WRITTEN TASK —
Work through the following lines and count those that hold the word "React". Reply with that number only.
'''
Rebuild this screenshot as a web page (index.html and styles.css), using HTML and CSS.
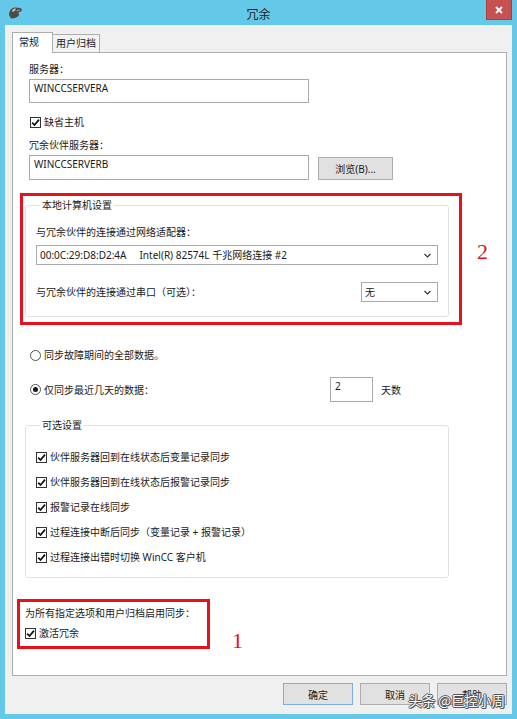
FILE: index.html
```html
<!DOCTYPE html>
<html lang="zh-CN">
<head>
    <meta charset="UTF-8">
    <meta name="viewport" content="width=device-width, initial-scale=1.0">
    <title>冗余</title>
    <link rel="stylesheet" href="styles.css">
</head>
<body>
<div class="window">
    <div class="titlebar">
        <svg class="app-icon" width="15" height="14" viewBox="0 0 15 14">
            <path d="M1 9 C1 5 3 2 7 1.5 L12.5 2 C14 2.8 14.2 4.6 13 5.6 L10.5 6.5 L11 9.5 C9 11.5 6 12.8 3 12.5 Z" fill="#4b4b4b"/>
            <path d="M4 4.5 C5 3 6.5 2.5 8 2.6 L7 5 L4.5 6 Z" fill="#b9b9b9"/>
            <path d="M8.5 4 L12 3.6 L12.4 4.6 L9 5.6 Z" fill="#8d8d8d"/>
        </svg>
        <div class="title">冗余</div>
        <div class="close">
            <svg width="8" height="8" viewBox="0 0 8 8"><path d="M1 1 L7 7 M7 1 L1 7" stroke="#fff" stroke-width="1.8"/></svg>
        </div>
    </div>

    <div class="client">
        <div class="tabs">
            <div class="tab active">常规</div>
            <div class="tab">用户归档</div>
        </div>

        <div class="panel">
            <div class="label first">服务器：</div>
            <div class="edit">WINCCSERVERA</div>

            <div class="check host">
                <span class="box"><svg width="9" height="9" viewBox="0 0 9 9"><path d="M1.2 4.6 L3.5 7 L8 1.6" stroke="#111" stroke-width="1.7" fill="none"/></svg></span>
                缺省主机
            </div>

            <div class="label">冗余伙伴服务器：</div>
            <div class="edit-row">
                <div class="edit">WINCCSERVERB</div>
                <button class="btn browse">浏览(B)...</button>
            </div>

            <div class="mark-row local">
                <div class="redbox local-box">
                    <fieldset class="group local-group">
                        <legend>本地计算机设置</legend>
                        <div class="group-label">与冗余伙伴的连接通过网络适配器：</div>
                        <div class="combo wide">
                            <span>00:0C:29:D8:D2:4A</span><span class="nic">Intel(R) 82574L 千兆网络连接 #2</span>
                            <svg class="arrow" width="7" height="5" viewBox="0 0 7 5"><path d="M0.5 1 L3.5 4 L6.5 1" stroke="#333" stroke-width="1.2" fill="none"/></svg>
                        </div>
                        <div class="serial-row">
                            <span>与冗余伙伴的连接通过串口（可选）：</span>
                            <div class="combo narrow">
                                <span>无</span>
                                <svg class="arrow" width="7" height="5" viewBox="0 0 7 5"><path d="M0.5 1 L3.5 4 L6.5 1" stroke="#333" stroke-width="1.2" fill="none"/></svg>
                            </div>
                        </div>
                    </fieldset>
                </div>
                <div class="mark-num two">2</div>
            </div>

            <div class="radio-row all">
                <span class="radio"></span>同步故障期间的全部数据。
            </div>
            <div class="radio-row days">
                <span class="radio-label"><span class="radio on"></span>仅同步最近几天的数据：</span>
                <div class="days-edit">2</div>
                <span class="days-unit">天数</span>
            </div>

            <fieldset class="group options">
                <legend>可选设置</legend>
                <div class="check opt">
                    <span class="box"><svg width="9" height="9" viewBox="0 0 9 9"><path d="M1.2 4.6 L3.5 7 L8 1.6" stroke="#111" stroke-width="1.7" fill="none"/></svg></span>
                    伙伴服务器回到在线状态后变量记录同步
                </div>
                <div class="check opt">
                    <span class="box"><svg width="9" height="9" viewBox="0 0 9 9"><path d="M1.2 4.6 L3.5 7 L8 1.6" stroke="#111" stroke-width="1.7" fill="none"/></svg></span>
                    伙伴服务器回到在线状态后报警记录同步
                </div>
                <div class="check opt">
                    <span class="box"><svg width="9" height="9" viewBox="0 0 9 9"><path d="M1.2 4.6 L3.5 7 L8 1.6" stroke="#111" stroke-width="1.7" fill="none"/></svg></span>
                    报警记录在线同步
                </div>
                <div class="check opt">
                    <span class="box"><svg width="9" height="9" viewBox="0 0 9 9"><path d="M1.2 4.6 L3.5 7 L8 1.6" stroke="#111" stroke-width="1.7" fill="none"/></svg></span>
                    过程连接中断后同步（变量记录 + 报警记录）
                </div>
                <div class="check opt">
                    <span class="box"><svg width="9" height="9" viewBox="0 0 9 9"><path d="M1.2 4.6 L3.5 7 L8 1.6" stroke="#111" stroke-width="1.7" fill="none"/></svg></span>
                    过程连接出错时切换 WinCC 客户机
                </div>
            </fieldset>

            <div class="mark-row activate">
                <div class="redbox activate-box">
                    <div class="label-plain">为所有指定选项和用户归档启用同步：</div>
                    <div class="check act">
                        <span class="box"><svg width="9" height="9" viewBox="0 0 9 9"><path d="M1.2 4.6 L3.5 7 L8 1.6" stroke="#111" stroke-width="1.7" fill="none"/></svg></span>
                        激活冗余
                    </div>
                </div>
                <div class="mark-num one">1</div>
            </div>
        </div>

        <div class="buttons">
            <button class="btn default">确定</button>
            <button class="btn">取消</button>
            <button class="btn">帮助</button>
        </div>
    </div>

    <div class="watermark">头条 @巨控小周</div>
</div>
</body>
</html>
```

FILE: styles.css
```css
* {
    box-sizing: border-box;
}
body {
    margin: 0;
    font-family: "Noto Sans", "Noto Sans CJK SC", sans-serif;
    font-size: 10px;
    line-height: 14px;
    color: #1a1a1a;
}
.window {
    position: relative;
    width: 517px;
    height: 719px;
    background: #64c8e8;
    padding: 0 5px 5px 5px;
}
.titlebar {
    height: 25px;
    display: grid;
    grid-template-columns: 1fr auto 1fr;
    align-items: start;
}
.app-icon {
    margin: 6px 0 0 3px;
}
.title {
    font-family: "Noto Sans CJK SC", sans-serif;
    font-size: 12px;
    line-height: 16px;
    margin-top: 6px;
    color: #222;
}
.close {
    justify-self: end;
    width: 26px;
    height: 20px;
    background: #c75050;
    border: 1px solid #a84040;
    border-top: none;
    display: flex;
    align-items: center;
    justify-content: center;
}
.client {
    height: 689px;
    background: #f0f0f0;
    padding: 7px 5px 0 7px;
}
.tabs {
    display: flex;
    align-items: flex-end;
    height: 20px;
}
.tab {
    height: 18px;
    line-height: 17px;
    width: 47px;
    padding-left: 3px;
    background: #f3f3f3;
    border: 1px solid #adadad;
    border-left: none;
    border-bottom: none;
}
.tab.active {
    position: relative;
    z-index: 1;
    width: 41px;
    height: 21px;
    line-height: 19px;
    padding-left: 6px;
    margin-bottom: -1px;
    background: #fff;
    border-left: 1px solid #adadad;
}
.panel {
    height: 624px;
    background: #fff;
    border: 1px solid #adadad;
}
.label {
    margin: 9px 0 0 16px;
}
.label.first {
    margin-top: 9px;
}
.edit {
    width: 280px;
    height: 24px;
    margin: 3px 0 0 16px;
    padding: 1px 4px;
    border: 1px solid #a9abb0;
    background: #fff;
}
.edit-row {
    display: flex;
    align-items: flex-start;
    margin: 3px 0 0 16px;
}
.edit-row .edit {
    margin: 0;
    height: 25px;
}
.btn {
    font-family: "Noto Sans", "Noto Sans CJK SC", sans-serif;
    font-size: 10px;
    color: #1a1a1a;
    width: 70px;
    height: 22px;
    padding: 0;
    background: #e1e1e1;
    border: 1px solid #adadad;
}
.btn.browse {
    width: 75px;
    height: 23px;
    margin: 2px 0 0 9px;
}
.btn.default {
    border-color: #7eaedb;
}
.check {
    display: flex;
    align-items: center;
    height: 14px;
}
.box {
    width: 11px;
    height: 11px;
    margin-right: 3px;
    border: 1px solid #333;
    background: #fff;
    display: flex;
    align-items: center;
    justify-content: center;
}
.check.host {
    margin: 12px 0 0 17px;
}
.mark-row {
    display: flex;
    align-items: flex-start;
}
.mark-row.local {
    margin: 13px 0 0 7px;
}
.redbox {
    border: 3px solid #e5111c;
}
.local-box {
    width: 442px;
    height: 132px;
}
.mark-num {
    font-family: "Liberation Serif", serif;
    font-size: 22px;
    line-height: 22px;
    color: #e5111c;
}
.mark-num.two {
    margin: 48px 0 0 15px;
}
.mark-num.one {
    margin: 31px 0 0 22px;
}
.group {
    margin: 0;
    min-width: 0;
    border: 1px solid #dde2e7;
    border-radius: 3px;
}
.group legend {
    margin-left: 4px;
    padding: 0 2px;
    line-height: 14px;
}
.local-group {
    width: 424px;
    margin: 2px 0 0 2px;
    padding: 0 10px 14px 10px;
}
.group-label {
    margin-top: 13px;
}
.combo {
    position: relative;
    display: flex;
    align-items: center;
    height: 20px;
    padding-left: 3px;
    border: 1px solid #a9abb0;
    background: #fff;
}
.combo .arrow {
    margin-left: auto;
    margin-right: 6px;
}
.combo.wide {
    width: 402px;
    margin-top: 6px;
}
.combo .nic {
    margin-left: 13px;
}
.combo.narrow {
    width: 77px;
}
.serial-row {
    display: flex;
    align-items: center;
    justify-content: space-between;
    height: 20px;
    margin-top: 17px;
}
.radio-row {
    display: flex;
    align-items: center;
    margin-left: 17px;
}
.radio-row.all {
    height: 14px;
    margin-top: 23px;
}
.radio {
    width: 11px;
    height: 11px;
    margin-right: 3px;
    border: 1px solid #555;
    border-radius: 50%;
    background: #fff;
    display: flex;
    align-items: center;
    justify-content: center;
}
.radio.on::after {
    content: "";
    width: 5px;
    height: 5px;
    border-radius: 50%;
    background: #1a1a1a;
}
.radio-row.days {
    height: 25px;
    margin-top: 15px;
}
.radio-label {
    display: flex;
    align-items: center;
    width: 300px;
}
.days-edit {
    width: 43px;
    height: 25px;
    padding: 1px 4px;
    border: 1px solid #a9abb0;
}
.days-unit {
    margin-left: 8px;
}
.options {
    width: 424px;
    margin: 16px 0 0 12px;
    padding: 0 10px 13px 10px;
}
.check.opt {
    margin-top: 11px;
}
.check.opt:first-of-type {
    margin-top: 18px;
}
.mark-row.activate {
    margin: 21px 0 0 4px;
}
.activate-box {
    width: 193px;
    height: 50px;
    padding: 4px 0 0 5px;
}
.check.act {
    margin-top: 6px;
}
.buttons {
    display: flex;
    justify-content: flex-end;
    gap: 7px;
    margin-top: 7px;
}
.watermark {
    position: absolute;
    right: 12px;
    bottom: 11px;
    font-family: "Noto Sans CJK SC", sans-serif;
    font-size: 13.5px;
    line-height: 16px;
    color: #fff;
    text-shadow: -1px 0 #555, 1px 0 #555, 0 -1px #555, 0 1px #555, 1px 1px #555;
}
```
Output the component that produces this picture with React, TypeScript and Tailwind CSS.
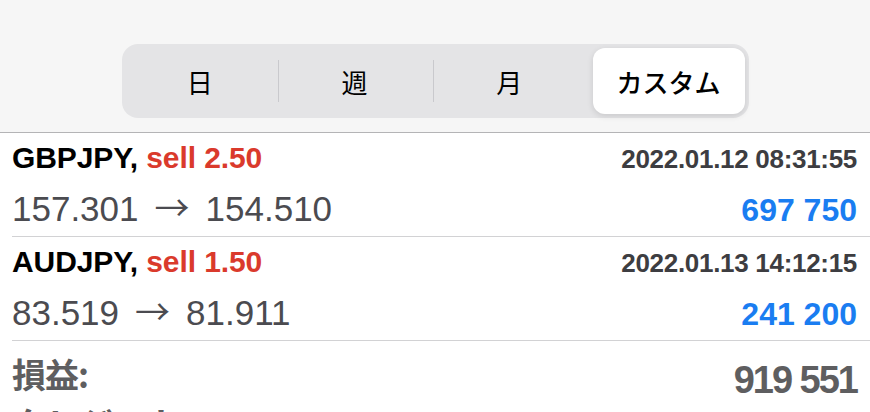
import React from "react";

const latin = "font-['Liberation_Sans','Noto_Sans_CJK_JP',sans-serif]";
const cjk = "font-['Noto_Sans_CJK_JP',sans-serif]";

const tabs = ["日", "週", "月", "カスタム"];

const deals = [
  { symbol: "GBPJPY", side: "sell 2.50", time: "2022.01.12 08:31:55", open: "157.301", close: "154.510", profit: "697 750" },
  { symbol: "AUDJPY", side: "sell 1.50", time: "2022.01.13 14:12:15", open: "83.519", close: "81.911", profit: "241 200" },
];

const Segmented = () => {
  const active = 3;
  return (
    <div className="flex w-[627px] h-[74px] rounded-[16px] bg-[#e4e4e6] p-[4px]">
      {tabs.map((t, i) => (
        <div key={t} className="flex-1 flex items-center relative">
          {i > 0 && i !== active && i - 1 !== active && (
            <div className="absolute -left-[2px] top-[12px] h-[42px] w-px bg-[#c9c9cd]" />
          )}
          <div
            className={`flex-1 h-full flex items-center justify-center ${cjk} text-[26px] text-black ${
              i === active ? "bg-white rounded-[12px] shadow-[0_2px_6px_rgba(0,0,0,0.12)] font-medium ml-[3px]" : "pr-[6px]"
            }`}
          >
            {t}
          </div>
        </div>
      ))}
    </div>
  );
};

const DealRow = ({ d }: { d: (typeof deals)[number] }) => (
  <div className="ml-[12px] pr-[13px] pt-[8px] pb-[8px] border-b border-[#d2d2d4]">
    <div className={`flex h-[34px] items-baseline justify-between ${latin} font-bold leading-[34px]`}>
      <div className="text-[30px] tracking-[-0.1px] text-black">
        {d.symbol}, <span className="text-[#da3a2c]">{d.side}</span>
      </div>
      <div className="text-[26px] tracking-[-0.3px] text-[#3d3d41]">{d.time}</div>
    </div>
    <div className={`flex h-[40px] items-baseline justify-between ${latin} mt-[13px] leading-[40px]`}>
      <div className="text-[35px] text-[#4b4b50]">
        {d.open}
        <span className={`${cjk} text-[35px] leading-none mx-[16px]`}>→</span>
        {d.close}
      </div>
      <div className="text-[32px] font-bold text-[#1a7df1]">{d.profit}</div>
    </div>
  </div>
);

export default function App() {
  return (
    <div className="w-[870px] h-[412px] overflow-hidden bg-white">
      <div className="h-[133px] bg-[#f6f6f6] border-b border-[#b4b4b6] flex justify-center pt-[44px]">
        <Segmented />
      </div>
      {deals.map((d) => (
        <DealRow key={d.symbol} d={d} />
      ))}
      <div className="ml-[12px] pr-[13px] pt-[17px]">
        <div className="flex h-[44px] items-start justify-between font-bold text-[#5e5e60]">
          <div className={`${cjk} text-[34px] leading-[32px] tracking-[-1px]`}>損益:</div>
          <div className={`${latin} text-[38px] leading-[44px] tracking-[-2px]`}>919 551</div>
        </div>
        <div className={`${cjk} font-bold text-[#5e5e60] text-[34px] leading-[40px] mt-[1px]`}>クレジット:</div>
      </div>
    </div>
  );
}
'''
EXERCISE RESPONSE —
2